**EXERCISE INSTRUCTIONS:** Extract each line bearing the word "styles".

**DATA BLOCK:**
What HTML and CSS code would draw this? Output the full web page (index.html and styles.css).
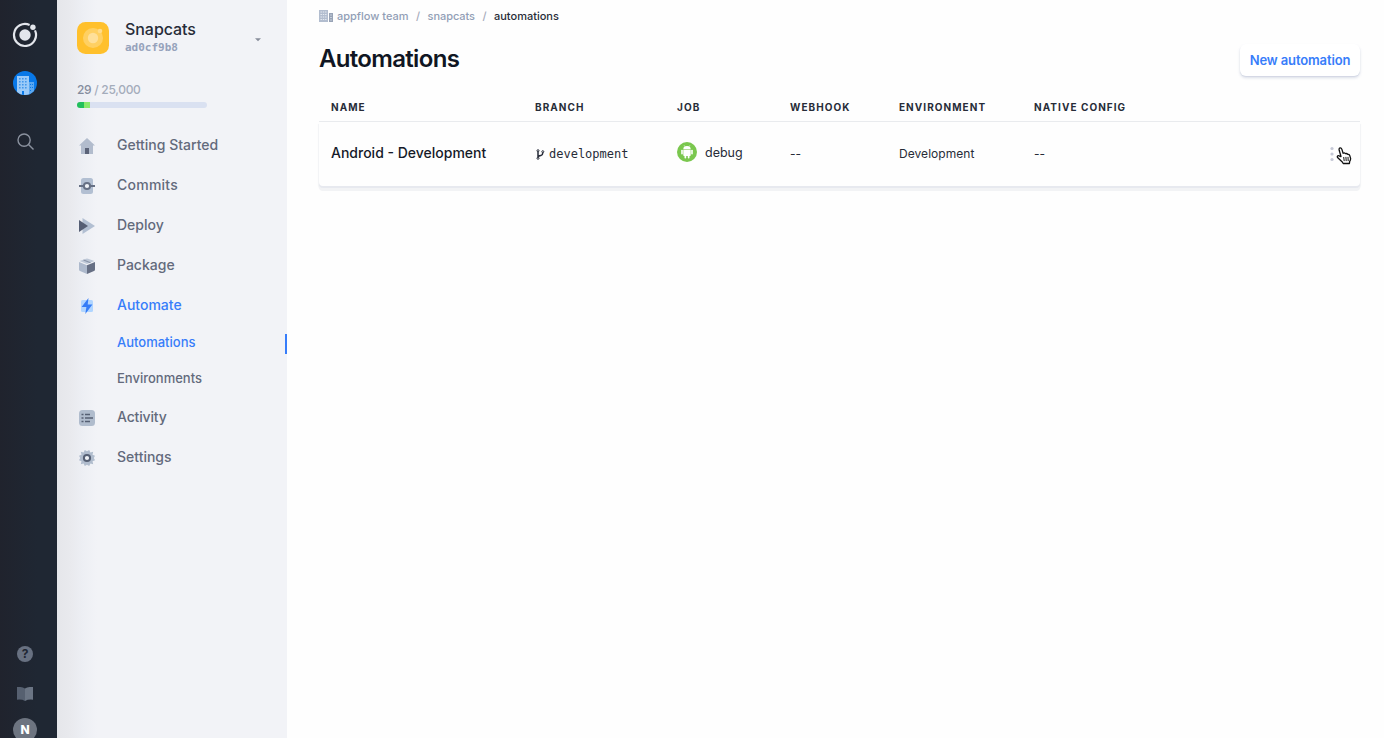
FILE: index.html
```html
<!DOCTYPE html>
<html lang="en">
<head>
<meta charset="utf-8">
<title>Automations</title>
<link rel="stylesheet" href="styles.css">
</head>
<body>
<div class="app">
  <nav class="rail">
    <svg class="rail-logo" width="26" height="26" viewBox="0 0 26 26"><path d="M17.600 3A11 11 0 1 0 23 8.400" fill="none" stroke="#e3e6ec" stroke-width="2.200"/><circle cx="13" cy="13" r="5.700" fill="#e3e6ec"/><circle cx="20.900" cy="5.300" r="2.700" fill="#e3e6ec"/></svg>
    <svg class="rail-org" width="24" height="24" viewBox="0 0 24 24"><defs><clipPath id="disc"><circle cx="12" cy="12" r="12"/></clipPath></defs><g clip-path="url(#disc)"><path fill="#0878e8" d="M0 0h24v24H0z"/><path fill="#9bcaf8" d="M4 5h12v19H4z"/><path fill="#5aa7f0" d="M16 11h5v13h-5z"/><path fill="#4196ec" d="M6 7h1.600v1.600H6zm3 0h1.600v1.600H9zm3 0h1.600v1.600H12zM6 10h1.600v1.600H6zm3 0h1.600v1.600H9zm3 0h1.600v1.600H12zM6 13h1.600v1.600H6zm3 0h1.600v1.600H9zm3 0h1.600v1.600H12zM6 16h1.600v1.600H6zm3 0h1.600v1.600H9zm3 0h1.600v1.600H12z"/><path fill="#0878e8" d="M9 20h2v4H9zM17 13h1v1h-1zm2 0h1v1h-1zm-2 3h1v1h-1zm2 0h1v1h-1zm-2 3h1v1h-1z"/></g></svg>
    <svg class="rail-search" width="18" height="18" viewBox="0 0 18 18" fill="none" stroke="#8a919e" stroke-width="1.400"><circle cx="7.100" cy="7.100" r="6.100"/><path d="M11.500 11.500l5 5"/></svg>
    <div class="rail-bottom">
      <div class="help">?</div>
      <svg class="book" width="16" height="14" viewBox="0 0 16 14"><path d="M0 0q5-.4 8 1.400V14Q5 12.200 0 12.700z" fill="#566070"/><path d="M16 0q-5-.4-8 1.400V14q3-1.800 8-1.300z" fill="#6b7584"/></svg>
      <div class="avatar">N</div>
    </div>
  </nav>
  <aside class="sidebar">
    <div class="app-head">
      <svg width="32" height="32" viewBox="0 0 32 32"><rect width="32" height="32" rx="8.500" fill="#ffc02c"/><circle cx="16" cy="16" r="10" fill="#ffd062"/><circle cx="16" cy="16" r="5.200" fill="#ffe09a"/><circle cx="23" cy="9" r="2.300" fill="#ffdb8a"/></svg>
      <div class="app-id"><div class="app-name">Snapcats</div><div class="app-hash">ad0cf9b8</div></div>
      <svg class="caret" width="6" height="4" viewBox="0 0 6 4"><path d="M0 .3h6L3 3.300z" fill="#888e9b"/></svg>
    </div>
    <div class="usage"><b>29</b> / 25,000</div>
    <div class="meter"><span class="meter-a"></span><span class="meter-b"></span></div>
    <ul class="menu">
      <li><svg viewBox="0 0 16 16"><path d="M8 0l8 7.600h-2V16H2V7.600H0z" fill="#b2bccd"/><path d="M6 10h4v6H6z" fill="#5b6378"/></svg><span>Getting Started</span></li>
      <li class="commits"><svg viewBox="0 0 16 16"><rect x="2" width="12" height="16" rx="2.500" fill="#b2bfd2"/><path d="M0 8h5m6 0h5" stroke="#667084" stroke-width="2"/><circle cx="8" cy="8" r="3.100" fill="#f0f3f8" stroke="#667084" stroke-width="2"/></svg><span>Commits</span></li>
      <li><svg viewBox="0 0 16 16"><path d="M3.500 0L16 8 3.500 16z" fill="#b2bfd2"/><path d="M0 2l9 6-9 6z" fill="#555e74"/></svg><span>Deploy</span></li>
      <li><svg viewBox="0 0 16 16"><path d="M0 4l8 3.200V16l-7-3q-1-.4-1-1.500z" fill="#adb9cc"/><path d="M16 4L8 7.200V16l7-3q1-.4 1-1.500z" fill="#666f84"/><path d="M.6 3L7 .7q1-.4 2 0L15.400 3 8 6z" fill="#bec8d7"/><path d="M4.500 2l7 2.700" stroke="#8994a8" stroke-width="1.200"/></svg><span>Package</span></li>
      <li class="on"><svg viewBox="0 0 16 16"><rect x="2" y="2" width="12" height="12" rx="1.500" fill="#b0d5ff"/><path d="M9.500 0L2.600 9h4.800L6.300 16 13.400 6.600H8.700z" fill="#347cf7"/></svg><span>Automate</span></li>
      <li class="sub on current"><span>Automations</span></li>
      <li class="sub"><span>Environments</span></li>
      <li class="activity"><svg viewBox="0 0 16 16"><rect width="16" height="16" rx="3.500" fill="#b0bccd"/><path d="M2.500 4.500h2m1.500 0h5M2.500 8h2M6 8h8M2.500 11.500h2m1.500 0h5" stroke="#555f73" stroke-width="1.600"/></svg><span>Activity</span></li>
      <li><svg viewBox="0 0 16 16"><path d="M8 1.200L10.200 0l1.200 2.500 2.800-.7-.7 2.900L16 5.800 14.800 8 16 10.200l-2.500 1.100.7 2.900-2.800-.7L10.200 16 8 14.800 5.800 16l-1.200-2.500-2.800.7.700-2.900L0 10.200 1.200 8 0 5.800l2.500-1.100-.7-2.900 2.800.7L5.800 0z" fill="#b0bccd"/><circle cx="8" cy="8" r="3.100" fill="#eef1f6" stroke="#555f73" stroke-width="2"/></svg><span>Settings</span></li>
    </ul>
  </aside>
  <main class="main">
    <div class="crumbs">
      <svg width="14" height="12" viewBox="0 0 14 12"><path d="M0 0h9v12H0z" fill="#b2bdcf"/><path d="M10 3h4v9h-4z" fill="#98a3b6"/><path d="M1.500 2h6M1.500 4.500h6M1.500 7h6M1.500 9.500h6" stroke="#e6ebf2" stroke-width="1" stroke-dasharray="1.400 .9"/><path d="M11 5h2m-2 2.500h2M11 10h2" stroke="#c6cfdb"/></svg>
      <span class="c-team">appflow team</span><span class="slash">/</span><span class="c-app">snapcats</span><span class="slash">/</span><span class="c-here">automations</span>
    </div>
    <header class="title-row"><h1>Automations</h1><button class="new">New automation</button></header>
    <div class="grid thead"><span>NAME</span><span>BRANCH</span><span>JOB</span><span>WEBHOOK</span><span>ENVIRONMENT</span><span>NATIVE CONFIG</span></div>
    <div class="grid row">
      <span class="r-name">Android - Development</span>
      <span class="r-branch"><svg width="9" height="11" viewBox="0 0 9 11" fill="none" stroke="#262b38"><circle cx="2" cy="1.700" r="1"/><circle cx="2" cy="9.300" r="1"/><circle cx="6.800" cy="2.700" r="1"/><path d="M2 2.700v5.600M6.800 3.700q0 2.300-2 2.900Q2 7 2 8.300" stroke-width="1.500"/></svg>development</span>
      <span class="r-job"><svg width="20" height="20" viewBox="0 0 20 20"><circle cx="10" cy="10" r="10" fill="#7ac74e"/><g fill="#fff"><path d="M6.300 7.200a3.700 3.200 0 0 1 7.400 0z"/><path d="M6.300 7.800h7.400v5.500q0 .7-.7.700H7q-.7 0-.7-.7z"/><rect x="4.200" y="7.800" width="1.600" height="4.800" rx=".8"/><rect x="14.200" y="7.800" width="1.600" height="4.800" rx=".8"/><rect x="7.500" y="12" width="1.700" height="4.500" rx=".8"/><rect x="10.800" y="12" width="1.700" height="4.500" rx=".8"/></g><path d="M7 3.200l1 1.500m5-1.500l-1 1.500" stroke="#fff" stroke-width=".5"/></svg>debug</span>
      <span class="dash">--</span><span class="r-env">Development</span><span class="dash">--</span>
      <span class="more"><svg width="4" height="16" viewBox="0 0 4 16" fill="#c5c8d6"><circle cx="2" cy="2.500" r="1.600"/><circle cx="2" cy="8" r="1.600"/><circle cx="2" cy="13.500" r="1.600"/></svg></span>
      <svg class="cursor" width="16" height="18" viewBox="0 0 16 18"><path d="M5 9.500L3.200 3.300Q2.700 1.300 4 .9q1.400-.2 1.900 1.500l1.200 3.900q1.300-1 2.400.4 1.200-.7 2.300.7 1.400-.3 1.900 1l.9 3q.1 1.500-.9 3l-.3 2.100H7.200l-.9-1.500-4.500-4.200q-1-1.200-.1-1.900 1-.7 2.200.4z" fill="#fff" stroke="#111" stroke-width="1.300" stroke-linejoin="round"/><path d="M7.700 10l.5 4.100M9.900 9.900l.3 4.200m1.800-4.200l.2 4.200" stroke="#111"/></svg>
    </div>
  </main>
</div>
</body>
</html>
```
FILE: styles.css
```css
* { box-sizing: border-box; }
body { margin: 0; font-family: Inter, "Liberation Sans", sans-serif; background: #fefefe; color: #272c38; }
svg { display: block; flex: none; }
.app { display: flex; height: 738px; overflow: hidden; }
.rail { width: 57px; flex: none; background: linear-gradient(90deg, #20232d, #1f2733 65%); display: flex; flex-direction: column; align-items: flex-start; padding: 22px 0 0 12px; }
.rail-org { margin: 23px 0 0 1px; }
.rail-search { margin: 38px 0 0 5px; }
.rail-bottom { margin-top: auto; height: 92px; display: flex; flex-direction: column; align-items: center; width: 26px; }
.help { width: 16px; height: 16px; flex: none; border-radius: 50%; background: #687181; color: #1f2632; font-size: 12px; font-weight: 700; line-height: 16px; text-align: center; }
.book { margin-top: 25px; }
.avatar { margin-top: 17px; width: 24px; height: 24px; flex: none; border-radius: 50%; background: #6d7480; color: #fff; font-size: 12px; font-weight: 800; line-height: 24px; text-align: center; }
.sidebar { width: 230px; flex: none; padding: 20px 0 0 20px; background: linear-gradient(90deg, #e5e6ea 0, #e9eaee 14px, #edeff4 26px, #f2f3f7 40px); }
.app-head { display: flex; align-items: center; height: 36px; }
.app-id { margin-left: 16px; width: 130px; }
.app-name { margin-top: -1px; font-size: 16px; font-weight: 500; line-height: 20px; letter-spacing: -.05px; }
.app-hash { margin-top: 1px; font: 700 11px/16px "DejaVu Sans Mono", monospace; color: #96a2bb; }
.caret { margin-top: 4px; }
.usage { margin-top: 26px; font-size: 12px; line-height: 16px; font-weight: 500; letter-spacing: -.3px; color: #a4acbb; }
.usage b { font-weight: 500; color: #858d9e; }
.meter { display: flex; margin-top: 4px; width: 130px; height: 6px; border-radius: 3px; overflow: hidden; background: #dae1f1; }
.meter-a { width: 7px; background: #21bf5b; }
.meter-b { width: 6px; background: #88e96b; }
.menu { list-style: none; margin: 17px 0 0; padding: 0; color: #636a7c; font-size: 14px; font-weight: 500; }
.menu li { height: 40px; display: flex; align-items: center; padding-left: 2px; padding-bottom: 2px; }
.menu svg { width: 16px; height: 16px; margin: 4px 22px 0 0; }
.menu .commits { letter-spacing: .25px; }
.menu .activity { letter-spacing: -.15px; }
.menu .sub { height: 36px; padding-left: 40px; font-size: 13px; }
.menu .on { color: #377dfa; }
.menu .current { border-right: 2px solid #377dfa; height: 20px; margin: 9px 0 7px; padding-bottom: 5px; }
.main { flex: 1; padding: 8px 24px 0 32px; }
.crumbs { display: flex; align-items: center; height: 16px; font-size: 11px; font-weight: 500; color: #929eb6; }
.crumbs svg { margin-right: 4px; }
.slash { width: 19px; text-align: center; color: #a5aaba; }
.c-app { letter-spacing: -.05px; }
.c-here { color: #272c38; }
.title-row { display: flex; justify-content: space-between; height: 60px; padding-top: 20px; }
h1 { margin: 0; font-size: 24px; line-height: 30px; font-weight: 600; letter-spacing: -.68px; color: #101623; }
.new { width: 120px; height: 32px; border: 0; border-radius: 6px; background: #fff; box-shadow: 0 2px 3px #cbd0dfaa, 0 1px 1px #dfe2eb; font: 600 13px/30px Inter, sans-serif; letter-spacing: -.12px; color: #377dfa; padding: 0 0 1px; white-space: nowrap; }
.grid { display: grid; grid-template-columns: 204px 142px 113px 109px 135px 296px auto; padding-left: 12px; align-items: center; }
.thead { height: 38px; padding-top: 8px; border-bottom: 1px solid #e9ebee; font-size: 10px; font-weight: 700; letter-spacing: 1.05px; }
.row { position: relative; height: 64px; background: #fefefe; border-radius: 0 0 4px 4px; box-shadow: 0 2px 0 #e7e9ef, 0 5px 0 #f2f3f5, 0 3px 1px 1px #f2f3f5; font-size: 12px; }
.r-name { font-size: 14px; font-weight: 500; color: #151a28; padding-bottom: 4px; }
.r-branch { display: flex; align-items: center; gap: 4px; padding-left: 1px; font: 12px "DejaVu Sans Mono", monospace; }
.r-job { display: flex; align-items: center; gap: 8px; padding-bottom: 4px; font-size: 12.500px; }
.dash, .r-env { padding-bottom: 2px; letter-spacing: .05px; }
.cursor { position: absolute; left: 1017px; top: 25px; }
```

**EXERCISE RESPONSE:**
What HTML and CSS code would draw this? Output the full web page (index.html and styles.css).
<link rel="stylesheet" href="styles.css">
FILE: styles.css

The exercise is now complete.